▶ [What to do] Your job is to retype all of the data word for word, leaving every image out.

▶ [Source material]
============================================================
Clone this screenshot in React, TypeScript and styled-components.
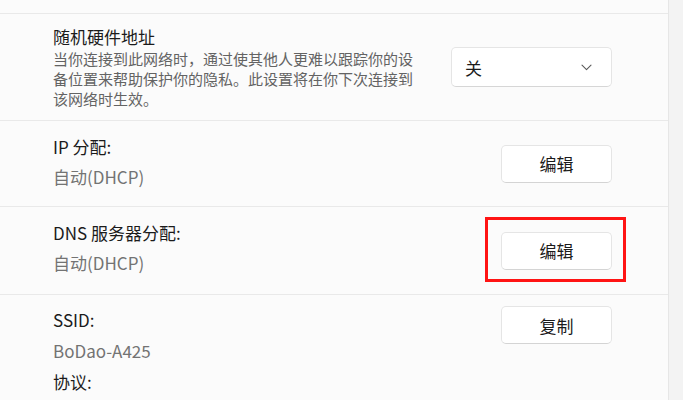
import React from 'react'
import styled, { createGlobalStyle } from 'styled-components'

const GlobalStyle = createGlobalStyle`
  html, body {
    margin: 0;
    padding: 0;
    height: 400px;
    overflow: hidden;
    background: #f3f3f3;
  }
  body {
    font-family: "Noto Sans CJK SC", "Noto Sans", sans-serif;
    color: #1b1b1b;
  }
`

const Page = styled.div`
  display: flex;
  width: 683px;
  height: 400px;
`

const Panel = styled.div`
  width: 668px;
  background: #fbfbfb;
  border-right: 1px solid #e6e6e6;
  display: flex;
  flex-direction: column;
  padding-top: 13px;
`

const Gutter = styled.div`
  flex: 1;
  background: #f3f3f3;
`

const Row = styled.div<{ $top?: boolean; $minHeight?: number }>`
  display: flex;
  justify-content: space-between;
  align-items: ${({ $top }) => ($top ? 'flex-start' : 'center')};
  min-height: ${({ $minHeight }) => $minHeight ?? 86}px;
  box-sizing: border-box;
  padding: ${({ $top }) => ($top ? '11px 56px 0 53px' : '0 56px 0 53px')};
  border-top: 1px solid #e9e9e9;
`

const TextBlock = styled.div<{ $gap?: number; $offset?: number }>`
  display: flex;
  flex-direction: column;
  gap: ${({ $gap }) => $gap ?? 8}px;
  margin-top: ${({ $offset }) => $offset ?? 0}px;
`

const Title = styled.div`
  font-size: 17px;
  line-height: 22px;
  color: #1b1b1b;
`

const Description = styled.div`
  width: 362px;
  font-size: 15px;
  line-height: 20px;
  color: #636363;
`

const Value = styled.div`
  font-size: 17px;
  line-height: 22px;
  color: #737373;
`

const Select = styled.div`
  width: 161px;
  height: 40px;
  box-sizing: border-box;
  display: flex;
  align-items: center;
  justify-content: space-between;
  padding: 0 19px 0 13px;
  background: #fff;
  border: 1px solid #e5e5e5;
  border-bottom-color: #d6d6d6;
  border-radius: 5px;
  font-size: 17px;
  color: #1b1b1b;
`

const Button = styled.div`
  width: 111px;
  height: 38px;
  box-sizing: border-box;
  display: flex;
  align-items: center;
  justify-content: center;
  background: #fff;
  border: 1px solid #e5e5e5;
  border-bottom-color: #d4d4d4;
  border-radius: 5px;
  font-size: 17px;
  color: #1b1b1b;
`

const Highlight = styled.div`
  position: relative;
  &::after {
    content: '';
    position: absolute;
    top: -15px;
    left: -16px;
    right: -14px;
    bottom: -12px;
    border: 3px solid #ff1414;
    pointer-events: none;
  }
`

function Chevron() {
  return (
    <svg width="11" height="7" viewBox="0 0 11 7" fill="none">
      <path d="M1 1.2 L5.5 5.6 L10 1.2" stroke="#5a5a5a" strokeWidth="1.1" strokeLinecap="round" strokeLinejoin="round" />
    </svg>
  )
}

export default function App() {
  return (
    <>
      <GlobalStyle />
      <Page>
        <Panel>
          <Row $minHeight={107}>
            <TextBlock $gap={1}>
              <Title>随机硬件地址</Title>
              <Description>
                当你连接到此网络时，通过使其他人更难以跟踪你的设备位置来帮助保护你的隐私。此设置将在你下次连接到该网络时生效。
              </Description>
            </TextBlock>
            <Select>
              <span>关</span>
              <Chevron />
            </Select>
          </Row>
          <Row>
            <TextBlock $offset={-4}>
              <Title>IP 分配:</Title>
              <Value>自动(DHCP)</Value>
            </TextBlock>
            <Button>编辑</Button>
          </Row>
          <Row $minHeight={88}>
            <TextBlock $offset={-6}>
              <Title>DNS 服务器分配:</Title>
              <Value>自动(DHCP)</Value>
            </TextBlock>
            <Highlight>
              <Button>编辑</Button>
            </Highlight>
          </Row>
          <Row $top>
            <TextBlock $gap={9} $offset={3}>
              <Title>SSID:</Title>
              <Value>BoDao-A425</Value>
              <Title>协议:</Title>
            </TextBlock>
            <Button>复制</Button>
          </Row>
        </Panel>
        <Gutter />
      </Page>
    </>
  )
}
============================================================
▶ [Complete answer]
Clone this screenshot in React, TypeScript and styled-components.
import React from 'react'
import styled, { createGlobalStyle } from 'styled-components'

const GlobalStyle = createGlobalStyle`
  html, body {
    margin: 0;
    padding: 0;
    height: 400px;
    overflow: hidden;
    background: #f3f3f3;
  }
  body {
    font-family: "Noto Sans CJK SC", "Noto Sans", sans-serif;
    color: #1b1b1b;
  }
`

const Page = styled.div`
  display: flex;
  width: 683px;
  height: 400px;
`

const Panel = styled.div`
  width: 668px;
  background: #fbfbfb;
  border-right: 1px solid #e6e6e6;
  display: flex;
  flex-direction: column;
  padding-top: 13px;
`

const Gutter = styled.div`
  flex: 1;
  background: #f3f3f3;
`

const Row = styled.div<{ $top?: boolean; $minHeight?: number }>`
  display: flex;
  justify-content: space-between;
  align-items: ${({ $top }) => ($top ? 'flex-start' : 'center')};
  min-height: ${({ $minHeight }) => $minHeight ?? 86}px;
  box-sizing: border-box;
  padding: ${({ $top }) => ($top ? '11px 56px 0 53px' : '0 56px 0 53px')};
  border-top: 1px solid #e9e9e9;
`

const TextBlock = styled.div<{ $gap?: number; $offset?: number }>`
  display: flex;
  flex-direction: column;
  gap: ${({ $gap }) => $gap ?? 8}px;
  margin-top: ${({ $offset }) => $offset ?? 0}px;
`

const Title = styled.div`
  font-size: 17px;
  line-height: 22px;
  color: #1b1b1b;
`

const Description = styled.div`
  width: 362px;
  font-size: 15px;
  line-height: 20px;
  color: #636363;
`

const Value = styled.div`
  font-size: 17px;
  line-height: 22px;
  color: #737373;
`

const Select = styled.div`
  width: 161px;
  height: 40px;
  box-sizing: border-box;
  display: flex;
  align-items: center;
  justify-content: space-between;
  padding: 0 19px 0 13px;
  background: #fff;
  border: 1px solid #e5e5e5;
  border-bottom-color: #d6d6d6;
  border-radius: 5px;
  font-size: 17px;
  color: #1b1b1b;
`

const Button = styled.div`
  width: 111px;
  height: 38px;
  box-sizing: border-box;
  display: flex;
  align-items: center;
  justify-content: center;
  background: #fff;
  border: 1px solid #e5e5e5;
  border-bottom-color: #d4d4d4;
  border-radius: 5px;
  font-size: 17px;
  color: #1b1b1b;
`

const Highlight = styled.div`
  position: relative;
  &::after {
    content: '';
    position: absolute;
    top: -15px;
    left: -16px;
    right: -14px;
    bottom: -12px;
    border: 3px solid #ff1414;
    pointer-events: none;
  }
`

function Chevron() {
  return (
    <svg width="11" height="7" viewBox="0 0 11 7" fill="none">
      <path d="M1 1.2 L5.5 5.6 L10 1.2" stroke="#5a5a5a" strokeWidth="1.1" strokeLinecap="round" strokeLinejoin="round" />
    </svg>
  )
}

export default function App() {
  return (
    <>
      <GlobalStyle />
      <Page>
        <Panel>
          <Row $minHeight={107}>
            <TextBlock $gap={1}>
              <Title>随机硬件地址</Title>
              <Description>
                当你连接到此网络时，通过使其他人更难以跟踪你的设备位置来帮助保护你的隐私。此设置将在你下次连接到该网络时生效。
              </Description>
            </TextBlock>
            <Select>
              <span>关</span>
              <Chevron />
            </Select>
          </Row>
          <Row>
            <TextBlock $offset={-4}>
              <Title>IP 分配:</Title>
              <Value>自动(DHCP)</Value>
            </TextBlock>
            <Button>编辑</Button>
          </Row>
          <Row $minHeight={88}>
            <TextBlock $offset={-6}>
              <Title>DNS 服务器分配:</Title>
              <Value>自动(DHCP)</Value>
            </TextBlock>
            <Highlight>
              <Button>编辑</Button>
            </Highlight>
          </Row>
          <Row $top>
            <TextBlock $gap={9} $offset={3}>
              <Title>SSID:</Title>
              <Value>BoDao-A425</Value>
              <Title>协议:</Title>
            </TextBlock>
            <Button>复制</Button>
          </Row>
        </Panel>
        <Gutter />
      </Page>
    </>
  )
}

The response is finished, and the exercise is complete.